Net Discount Rate Calculator for CRM & Pipeline

Track how quote reductions affect pipeline value. Review stacked discounts, concessions, and floor impact quickly. Improve pricing control across complex deals and renewals.

Calculator Inputs

Plotly Graph

Example Data Table

Deal List Price Units Stacked Discounts Concessions Net Amount Net Discount Rate
Pipeline A 12000 1 10% + 5% + 2% 200 9858.00 17.85%
Pipeline B 18000 2 8% + 4% + 1% 500 30712.64 14.69%
Pipeline C 7500 3 12% + 3% + 0% 300 18922.50 15.90%
Pipeline D 22000 1 15% + 5% + 2% 800 16566.50 24.70%

Formula Used

Gross Deal Value = List Price × Units

Amount After Stacked Discounts = Gross Deal Value × (1 − D1) × (1 − D2) × (1 − D3)

Net Amount = Amount After Stacked Discounts − Fixed Concession − CRM Adjustment

Net Discount Rate = ((Gross Deal Value − Net Amount) ÷ Gross Deal Value) × 100

Expected Revenue = Net Amount × Close Probability

This approach shows the true reduction after layered percentage discounts and direct concessions. It is useful when a pipeline team needs cleaner visibility into quote quality, approval thresholds, and forecast realism across deals.

How to Use This Calculator

Enter the list price for one unit and the total units. Add up to three percentage discounts to model sequential quote reductions. Enter any fixed concession and CRM adjustment. Add the close probability to estimate expected revenue. Set the approval floor to test whether the final quote needs escalation.

Click Calculate. The result appears below the header and above the form. Review the graph to see how each discount layer changes value. Use the result table for reporting, and export the summary or example table as CSV or PDF.

Why Net Discount Rate Matters in CRM & Pipeline

Pipeline performance is not only about total booked value. Teams also need to understand how much margin or pricing strength disappears during negotiation. A net discount rate helps revenue leaders compare raw quote value with the final expected amount after percentage reductions and fixed concessions.

This is especially useful when sales reps stack multiple discounts across product, bundle, and approval stages. Two deals can look similar at the top of the funnel but perform very differently after all reductions are applied. The calculator highlights that hidden difference clearly.

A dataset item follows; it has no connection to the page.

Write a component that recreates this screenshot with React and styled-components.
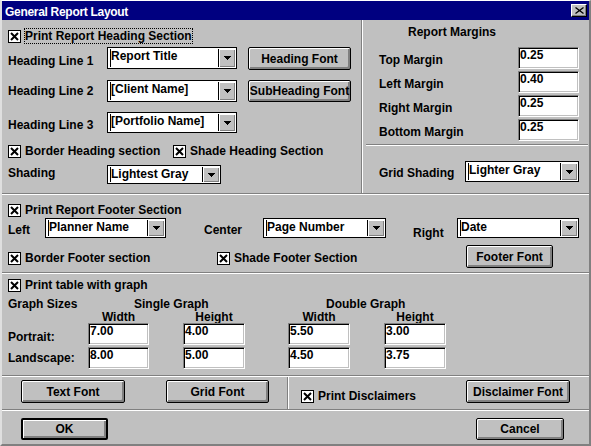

It also supports approval workflows. If the final net amount drops below a pricing floor, managers can quickly detect risk and intervene. Forecasting teams benefit too, because expected revenue becomes more realistic when close probability is applied to the net amount rather than to the original quote.

Use this page when reviewing renewals, new business quotes, promotional offers, or territory performance. It gives a consistent way to measure deal erosion, compare discounting behavior, and support healthier pricing decisions across the pipeline.

FAQs

1. What is a net discount rate?

A net discount rate shows how much total value was reduced from the original gross deal value after stacked percentage discounts, fixed concessions, and other adjustments were applied.

2. Why use stacked discounts instead of one combined discount?

Sequential discounts behave differently from a single flat percentage. A 10% discount followed by 5% does not equal 15% off the original value, so stacked modeling is more accurate.

3. What does the CRM adjustment field represent?

It can represent manual credits, service recovery amounts, custom price overrides, or other pipeline-specific deductions recorded outside the standard discount fields.

4. How is expected revenue calculated here?

Expected revenue equals the final net amount multiplied by the close probability. This gives a more realistic forecast figure for pipeline reviews.

5. What does the approval floor amount do?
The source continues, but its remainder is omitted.